BLOCK: What did they tell you?
Mr. ARMSTRONG: They told me that - Amen, I was just on that bridge - because they just crossing, but not just on that bridge. And I'm like, man, for real, God bless you. You know what's in the (unintelligible) - you're hurt.
BLOCK: Were they injured in any way or had they escaped all of the collapsed?
Mr. ARMSTRONG: No. The one that - they just crossed over the bridge and then, all you heard was like a bomb there. Everything just cleared and then you just seen a lot of paramedics and polices. Everything just come past me. I'm like, now, whoa, hold on.

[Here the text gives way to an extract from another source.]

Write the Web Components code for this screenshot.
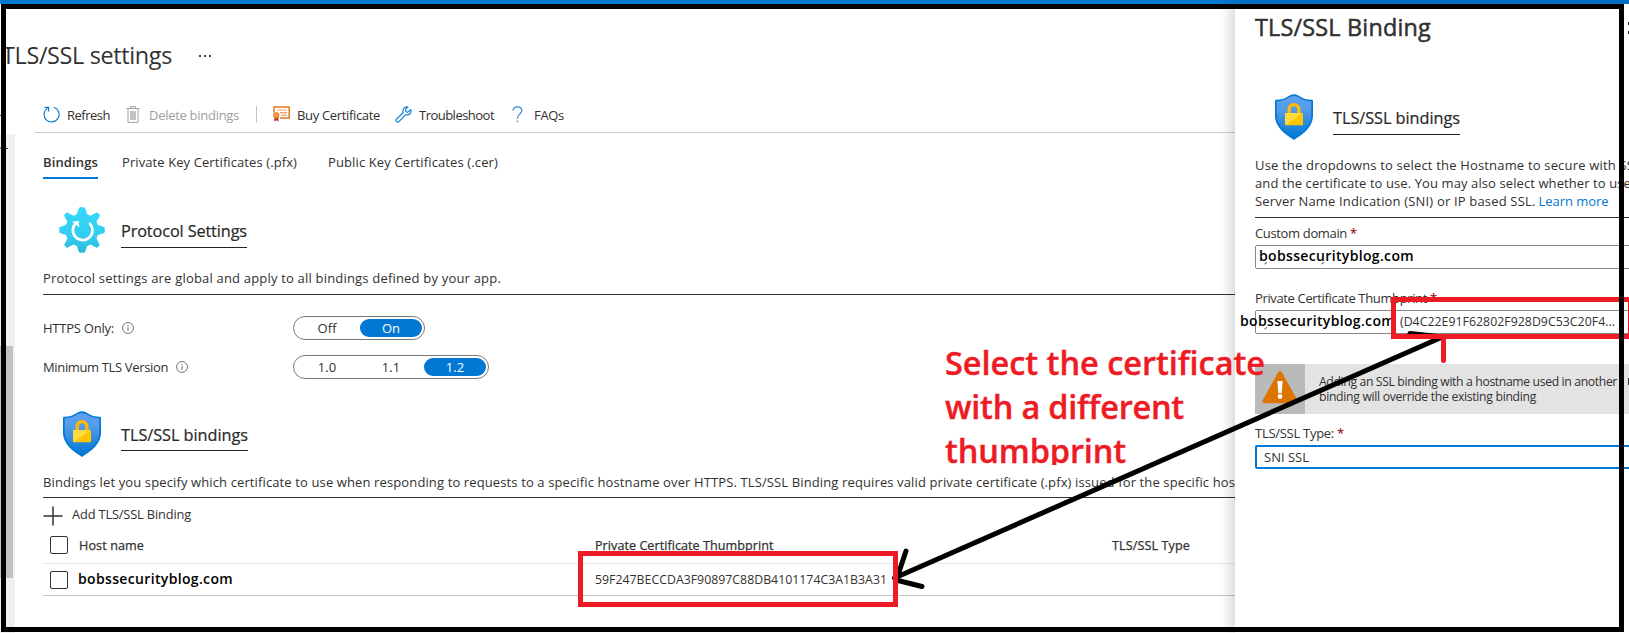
<!DOCTYPE html>
<html lang="en">
<head>
<meta charset="utf-8">
<title>TLS/SSL settings</title>
<style>
html,body{margin:0;padding:0;background:#fff}
body{width:1629px;height:633px;overflow:hidden;font-family:"Open Sans","Noto Sans",sans-serif;font-size:13px;line-height:18px;color:#323130}
</style>
</head>
<body>
<tls-page></tls-page>
<script>
const define = (name, html, setup) => {
  const tpl = document.createElement('template');
  tpl.innerHTML = html;
  customElements.define(name, class extends HTMLElement {
    connectedCallback() {
      if (this.shadowRoot) return;
      this.attachShadow({ mode: 'open' }).append(tpl.content.cloneNode(true));
      if (setup) setup(this, this.shadowRoot);
    }
  });
};

/* One line of text whose tracking is adjusted to a given measure (w, px). */
define('fit-text', `<style>:host{display:block;white-space:nowrap;flex:none}span{display:inline-block}</style><span><slot></slot></span>`,
  (el, root) => {
    const w = parseFloat(el.getAttribute('w'));
    if (!w) return;
    const span = root.querySelector('span');
    const n = el.textContent.length;
    const natural = span.getBoundingClientRect().width;
    span.style.letterSpacing = ((w - natural) / n).toFixed(4) + 'px';
  });

const icons = {
  refresh: `<svg width="17" height="17" viewBox="0 0 17 17" fill="none" stroke="#0078d4" stroke-width="1.1"><path d="M10.8 1.3A7.5 7.5 0 1 1 4.6 2.1"/><path d="M1.6 1.4H5.6V5.4"/></svg>`,
  trash: `<svg width="14" height="17" viewBox="0 0 14 17" fill="none" stroke="#a3a19f"><path d="M.5 2.5h13M4.5 2.3V.6h5v1.7M2 2.8v13.6h10V2.8"/><rect x="4" y="5" width="6" height="9" fill="#c4c4c4" stroke="none"/></svg>`,
  cert: `<svg width="17" height="16" viewBox="0 0 17 16"><path d="M1 6.500V.9h15.200v11.2H7" fill="none" stroke="#e27a1c" stroke-width="1.5"/><path d="M4 4h10M7 6.6h7M8 9.1h6" stroke="#f0a15c" stroke-width="1.1"/><path d="M1.4 10.5v5l2-1.2 2 1.2v-5z" fill="#b5292c"/><circle cx="3.2" cy="9.4" r="2.8" fill="#f59b3c" stroke="#e0621b" stroke-width=".7"/></svg>`,
  wrench: `<svg width="17" height="17" viewBox="0 0 17 17" fill="none" stroke="#0078d4" stroke-width="1.1" stroke-linejoin="round"><path d="M12.900 1 10.500 3.600l.4 2.100 2.100.4L15.800 3.600c.8 2.600-.8 5.100-3.300 5.300-.7.100-1.300 0-1.800-.2L4 15.600c-.7.700-1.800.700-2.500 0s-.7-1.800 0-2.500L8.200 6.500C7.300 3.500 9.400.300 12.900 1z"/></svg>`,
  question: `<svg width="11" height="17" viewBox="0 0 11 17"><path d="M1 4.800C1 2.300 2.900.800 5.400.800s4.400 1.500 4.400 3.800c0 3.500-4.500 3.600-4.500 8.200" fill="none" stroke="#2b88d8" stroke-width="1.200"/><rect x="4.600" y="14.800" width="1.400" height="1.400" fill="#2b88d8"/></svg>`,
  info: `<svg width="12" height="12" viewBox="0 0 12 12"><circle cx="6" cy="6" r="5.450" fill="none" stroke="#666" stroke-width=".9"/><path d="M6 5.200v3.700" stroke="#666"/><rect x="5.500" y="3" width="1" height="1.200" fill="#666"/></svg>`,
  plus: `<svg width="20" height="20" viewBox="0 0 20 20"><path d="M.5 10h19M10 .5v19" stroke="#323130" stroke-width="1.500"/></svg>`,
  gear: `<svg width="46" height="46" viewBox="0 0 46 46"><defs><linearGradient id="g" x1="0" y1="1" x2="0" y2="0"><stop offset="0" stop-color="#2fb8dc"/><stop offset=".35" stop-color="#32cdf0"/><stop offset="1" stop-color="#35d8fb"/></linearGradient></defs><g fill="url(#g)"><path d="M19.900 1.200 Q20.300.300 21.200.300H24.800Q25.700.300 26.100 1.200L28.200 7.300 31.600 8.700 37.300 5.700Q38.200 5.300 38.900 6L40.500 7.600Q41.200 8.300 40.700 9.200L37.500 14.600 38.900 18 45 20.100Q45.800 20.400 45.800 21.300V24.700Q45.800 25.600 45 25.900L38.900 28 37.500 31.400 40.400 37.200Q40.900 38 40.200 38.700L38.600 40.300Q37.900 41 37 40.500L31.400 37.500 28.200 38.900 26.100 44.900Q25.800 45.700 24.900 45.700H21.100Q20.200 45.700 19.900 44.900L17.800 38.900 14.400 37.500 8.900 40.500Q8 41 7.300 40.300L5.700 38.700Q5 38 5.500 37.200L8.400 31.400 7 28 1 25.900Q.200 25.600.200 24.700V21.300Q.200 20.400 1 20.100L7 18 8.400 14.600 5.300 9.200Q4.800 8.300 5.500 7.600L7.100 6Q7.800 5.300 8.700 5.700L14.400 8.700 17.800 7.300Z"/></g><path d="M31 16.800A9.800 9.800 0 1 1 16.600 16.500" fill="none" stroke="#fff" stroke-width="2.700" stroke-linecap="round"/><path d="M13.200 14.800 19.700 13.700 20.200 20.200Z" fill="#fff"/></svg>`,
  shield: `<svg width="38" height="46" viewBox="0 0 38 46"><defs><linearGradient id="s" x1="0" y1="0" x2="0" y2="1"><stop offset="0" stop-color="#5ea0ef"/><stop offset=".3" stop-color="#559cec"/><stop offset="1" stop-color="#0078d4"/></linearGradient></defs><path d="M19 .200C13.500.200 12 5.700 1.300 5.700Q0 5.700 0 7V21.500C0 34 12 41.500 19 45.900C26 41.500 38 34 38 21.500V7Q38 5.700 36.700 5.700C26 5.700 24.500.200 19 .200Z" fill="#0078d4"/><path d="M19 2C13.800 2 12 7 1.700 7.200V21.600C1.700 33 12.500 39.800 19 44C25.500 39.800 36.300 33 36.300 21.600V7.200C26 7 24.200 2 19 2Z" fill="url(#s)"/><path d="M14.200 20V15.400a4.800 4.800 0 0 1 9.600 0V20" fill="none" stroke="#ffb900" stroke-width="3.400"/><rect x="10" y="19" width="18" height="12.200" rx=".8" fill="#ffc400"/><path d="M10.400 19H27.600L11 31Q10 31 10 30V20Q10 19 10.400 19Z" fill="#ffe152" opacity=".75"/></svg>`,
  warning: `<svg width="36" height="33" viewBox="0 0 36 33"><path d="M16.100 1.500Q18-1 19.900 1.500L35 28.500Q36.500 32 33.500 32.300H2.500Q-.5 32 1 28.500Z" fill="#db7500"/><path d="M15.400 10H20.600L19.800 22H16.200Z" fill="#fff"/><circle cx="18" cy="25.500" r="2.400" fill="#fff"/></svg>`
};
define('az-icon', `<style>:host{display:block;flex:none}svg{display:block}</style>`,
  (el, root) => root.append(document.createRange().createContextualFragment(icons[el.getAttribute('name')])));

define('command-button', `<style>:host{display:flex;align-items:flex-start;height:18px}:host([disabled]){color:#a19f9d}</style>
<slot name="icon"></slot><slot></slot>`);

define('tab-item', `<style>:host{display:block;padding-bottom:6px;border-bottom:2px solid transparent}
:host([selected]){border-color:#0078d4;font-weight:600}</style><slot></slot>`);

define('section-heading', `<style>:host{display:flex;height:46px}
.ic{display:flex;justify-content:center;width:46px;margin:0 16px}
.tx{margin-top:12px;align-self:flex-start;font-size:16.3px;line-height:24px;padding-bottom:calc(var(--gap,3px) + 1px);border-bottom:1px solid #222;color:#292827;-webkit-text-stroke:.2px #292827}
</style><div class="ic"><slot name="icon"></slot></div><div class="tx"><slot></slot></div>`);

define('pill-switch', `<style>:host{display:flex;box-sizing:border-box;height:24px;border:1px solid #7a7876;border-radius:12px;padding:2px}
::slotted(*){box-sizing:border-box;width:62px;margin-right:2px;height:18px;border-radius:9px;text-align:center}
::slotted([on]){background:#0078d4;color:#fff}::slotted(:last-child){margin-right:0}</style><slot></slot>`);

define('check-box', `<style>:host{display:block;flex:none;box-sizing:border-box;width:18px;height:18px;border:1px solid #323130;border-radius:2px;background:#fff}</style>`);

define('form-label', `<style>:host{display:flex;gap:3px}b{color:#a4262c;font-weight:600}</style><slot></slot><b>*</b>`);
define('select-field', `<style>:host{display:flex;align-items:center;box-sizing:border-box;height:24px;margin-top:3px;border:1px solid #8a8886;border-radius:2px;background:#fff}
:host([focused]){border:2px solid #0078d4}</style><slot></slot>`);

define('left-page', `<style>
:host{display:flex;flex-direction:column;width:1235px;height:629px;overflow:hidden;flex:none}
.title{display:flex;align-items:flex-start;padding:35px 0 0 2px;height:32px;line-height:32px;font-size:23.400px}
.dots{display:flex;gap:3px;margin:16px 0 0 27px}.dots i{width:2px;height:2px;background:#444}
.bar{display:flex;align-items:flex-start;height:26px;margin:35px 0 0 35px;padding-left:8px;border-bottom:1px solid #ccc}
.sep{width:1px;height:17px;background:#c8c6c4;margin:0 16px 0 17px}
.body{display:flex;flex:1}
.scroll{width:15px;margin-top:1px;background:#f0f0f0;flex:none}.thumb{width:13px;height:232px;margin-top:212px;background:#c1c1c1}
.content{margin-left:28px;width:1192px;overflow:hidden}
.tabs{display:flex;padding-top:20px}
.desc{margin-top:16px;padding-bottom:7px;border-bottom:1px solid #323130}
.row{display:flex;align-items:center;height:24px}.lab{display:flex;align-items:center;width:250px}
.add{display:flex;align-items:center;gap:9px;height:20px;margin-top:8px}
.add fit-text{padding-bottom:4px;font-size:12.800px}
.tr{display:grid;grid-template-columns:7px 28px 517px 517px 1fr;align-items:center;height:31px;border-bottom:1px solid #c8c6c4}
.th{height:37px;border-color:#e8e8e8;-webkit-text-stroke:.25px #323130;font-size:12.600px}
.th fit-text{padding-top:3px}
.host{font-weight:600;color:#000;font-size:14px;line-height:20px;padding-bottom:2px}
</style>
<div class="title"><fit-text w="170">TLS/SSL settings</fit-text><div class="dots"><i></i><i></i><i></i></div></div>
<div class="bar">
<command-button><az-icon slot="icon" name="refresh"></az-icon><fit-text w="43" style="margin-left:7px">Refresh</fit-text></command-button>
<command-button disabled style="margin-left:16px"><az-icon slot="icon" name="trash"></az-icon><fit-text w="90" style="margin-left:9px">Delete bindings</fit-text></command-button>
<div class="sep"></div>
<command-button><az-icon slot="icon" name="cert"></az-icon><fit-text w="83" style="margin-left:7px">Buy Certificate</fit-text></command-button>
<command-button style="margin-left:15px"><az-icon slot="icon" name="wrench"></az-icon><fit-text w="75" style="margin-left:7px">Troubleshoot</fit-text></command-button>
<command-button style="margin-left:18px"><az-icon slot="icon" name="question"></az-icon><fit-text w="30" style="margin-left:11px">FAQs</fit-text></command-button>
</div>
<div class="body"><div class="scroll"><div class="thumb"></div></div>
<div class="content">
<div class="tabs"><tab-item selected><fit-text w="55">Bindings</fit-text></tab-item>
<tab-item style="margin-left:24px"><fit-text w="175">Private Key Certificates (.pfx)</fit-text></tab-item>
<tab-item style="margin-left:31px"><fit-text w="170">Public Key Certificates (.cer)</fit-text></tab-item></div>
<section-heading style="margin-top:28px"><az-icon slot="icon" name="gear"></az-icon><fit-text w="126">Protocol Settings</fit-text></section-heading>
<div class="desc"><fit-text w="458">Protocol settings are global and apply to all bindings defined by your app.</fit-text></div>
<div class="row" style="margin-top:21px"><div class="lab"><fit-text w="71">HTTPS Only:</fit-text><az-icon name="info" style="margin-left:8px"></az-icon></div>
<pill-switch><fit-text>Off</fit-text><fit-text on>On</fit-text></pill-switch></div>
<div class="row" style="margin-top:15px"><div class="lab"><fit-text w="125">Minimum TLS Version</fit-text><az-icon name="info" style="margin-left:8px"></az-icon></div>
<pill-switch><fit-text>1.0</fit-text><fit-text>1.1</fit-text><fit-text on>1.2</fit-text></pill-switch></div>
<section-heading style="margin-top:32px;--gap:2px"><az-icon slot="icon" name="shield"></az-icon><fit-text w="127">TLS/SSL bindings</fit-text></section-heading>
<div class="desc" style="padding-bottom:6px"><fit-text w="1192">Bindings let you specify which certificate to use when responding to requests to a specific hostname over HTTPS. TLS/SSL Binding requires valid private certificate (.pfx) issued for the specific hos</fit-text></div>
<div class="add"><az-icon name="plus"></az-icon><fit-text w="119">Add TLS/SSL Binding</fit-text></div>
<div class="tr th"><span></span><check-box></check-box><fit-text w="65" style="margin-left:1px">Host name</fit-text><fit-text w="178.500">Private Certificate Thumbprint</fit-text><fit-text w="78">TLS/SSL Type</fit-text></div>
<div class="tr"><span></span><check-box></check-box><fit-text class="host" w="155">bobssecurityblog.com</fit-text><fit-text w="292" style="font-size:12.300px;padding-top:1px">59F247BECCDA3F90897C88DB4101174C3A1B3A31</fit-text></div>
</div></div>`);

define('binding-blade', `<style>
:host{display:block;flex:1;height:629px;background:#fff;box-shadow:-3px 0 14px rgba(0,0,0,.2);position:relative;overflow:visible}
.in{padding:7px 0 0 20px;width:394px}
.title{font-size:23.400px;line-height:32px;-webkit-text-stroke:.5px #323130}
.p{margin-top:16px;padding-bottom:7px;border-bottom:1px solid #323130}
.line{display:flex}.link{color:#0078d4;margin-left:3px}
.note{display:flex;height:50px;margin-top:30px;background:#e3e3e3}
.ic{width:50px;background:#bababa;display:flex;align-items:flex-start;justify-content:center;padding-top:7px;box-sizing:border-box}
.msg{padding:10px 0 0 14px;font-size:12.200px;line-height:15px}
.host{font-weight:600;color:#000;font-size:14px}
</style>
<div class="in"><div class="title"><fit-text w="176">TLS/SSL Binding</fit-text></div>
<section-heading style="margin-top:51px"><az-icon slot="icon" name="shield"></az-icon><fit-text w="127">TLS/SSL bindings</fit-text></section-heading>
<div class="p"><fit-text w="386">Use the dropdowns to select the Hostname to secure with SSL</fit-text><fit-text w="376">and the certificate to use. You may also select whether to use</fit-text>
<div class="line"><fit-text w="280.500">Server Name Indication (SNI) or IP based SSL.</fit-text><fit-text class="link" w="70">Learn more</fit-text></div></div>
<form-label style="margin-top:6px"><fit-text w="92">Custom domain</fit-text></form-label>
<select-field><fit-text class="host" w="155" style="margin-left:3px;margin-top:-3px">bobssecurityblog.com</fit-text></select-field>
<form-label style="margin-top:20px"><fit-text w="172">Private Certificate Thumbprint</fit-text></form-label>
<select-field><fit-text class="host" w="155" style="margin-left:-16px;margin-top:-3px">bobssecurityblog.com</fit-text><fit-text w="215" style="margin-left:5px;font-size:12.300px">(D4C22E91F62802F928D9C53C20F4...</fit-text></select-field>
<div class="note"><div class="ic"><az-icon name="warning"></az-icon></div><div class="msg"><fit-text w="298">Adding an SSL binding with a hostname used in another</fit-text><fit-text w="217">binding will override the existing binding</fit-text></div></div>
<form-label style="margin-top:10px"><fit-text w="79">TLS/SSL Type:</fit-text></form-label>
<select-field focused><fit-text w="45" style="margin-left:7px">SNI SSL</fit-text></select-field>
</div>`);

/* Hand-drawn annotations that lie over the whole page. */
define('markup-layer', `<style>:host{position:absolute;inset:0;display:block;pointer-events:none}
svg{position:absolute;inset:0}
.note{position:absolute;left:945px;top:341px;height:124px;overflow:hidden;color:#ed1c24;font-size:32.500px;line-height:44px;font-weight:600;-webkit-text-stroke:.4px #ed1c24}</style>
<div class="note"><fit-text w="320">Select the certificate</fit-text><fit-text w="239">with a different</fit-text><fit-text w="181">thumbprint</fit-text></div>
<svg width="1629" height="633" viewBox="0 0 1629 633" fill="none">
<path d="M1264.500 264q2-.3 2-2M1321.500 264q2-.3 2-2" stroke="#555"/>
<path d="M1264.500 329q2-.3 2-2" stroke="#555"/>
<g stroke="#000" stroke-width="5" stroke-linecap="round"><path d="M894.500 578 1440 338M906 551 898 575M896 580 922 586.500M1410 333.500 1438 336.500"/></g>
<g stroke="#ed1c24" stroke-width="5"><rect x="580.500" y="553.500" width="315" height="51"/><path d="M1643 299.500H1393.500V336.500H1643" /><path d="M1443.500 337V360.500" stroke-linecap="round"/><path d="M1629 299V337" stroke-width="2"/></g>
<rect x="3.500" y="6.500" width="1618" height="623" stroke="#000" stroke-width="5"/>
<path d="M1628.500 22v3M1628.500 31v3M1628.500 378v7M0 115.500h1M0 148h1.500M6 148.500h2" stroke="#333"/>
</svg>`);

define('tls-page', `<style>:host{display:block;position:relative;width:1629px;height:633px;overflow:hidden;background:#fff}
.top{height:4px;background:#0078d4}.cols{display:flex}</style>
<div class="top"></div><div class="cols"><left-page></left-page><binding-blade></binding-blade></div><markup-layer></markup-layer>`);
</script>
</body>
</html>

BLOCK: What are you seeing now?
Mr. ARMSTRONG: What I'm seeing now is the truck that I just explained to you. And it's sitting at an angle. And then you got another couple of cars that's sitting on the bridge right now. But other than that, I can't really see too much because I'm not down by the river.
BLOCK: Right. You don't have a vantage point into the river where, we understand, there are many cars that fell into the Mississippi itself.
Mr. ARMSTRONG: Yes, ma'am.
BLOCK: Can you describe for us, Mr. Armstrong, where this bridge is in relation to the city of Minneapolis?
Mr. ARMSTRONG: The bridge is, I think, well the 4th and University Avenue, 35 W Bridge.
BLOCK: When you started hearing the noise, which you say sounded like a bomb, what did you think was going on?
Mr. ARMSTRONG: What I thought was going on?
Mr. ARMSTRONG: Well, I thought they, you know, once I've seen all the smoke - I didn't know the bridge had collapsed. You know, once I've seen all the smoke and stuff, once I've seen all the smoke, I just thought - you know what I'm saying - that they would just tend out the road. I thought that - you know what I'm saying - just tend out the bridge and put up a new one. And today, everybody's telling me that it collapsed.
BLOCK: Of course, this was nothing you could ever have possibly imagined.
Mr. ARMSTRONG: I never thought it would happen.
BLOCK: That was Wayne Armstrong, who works at the Southeast BP gas station in Minneapolis, about 200 yards from where the I-35 West Bridge over the Mississippi River collapsed tonight.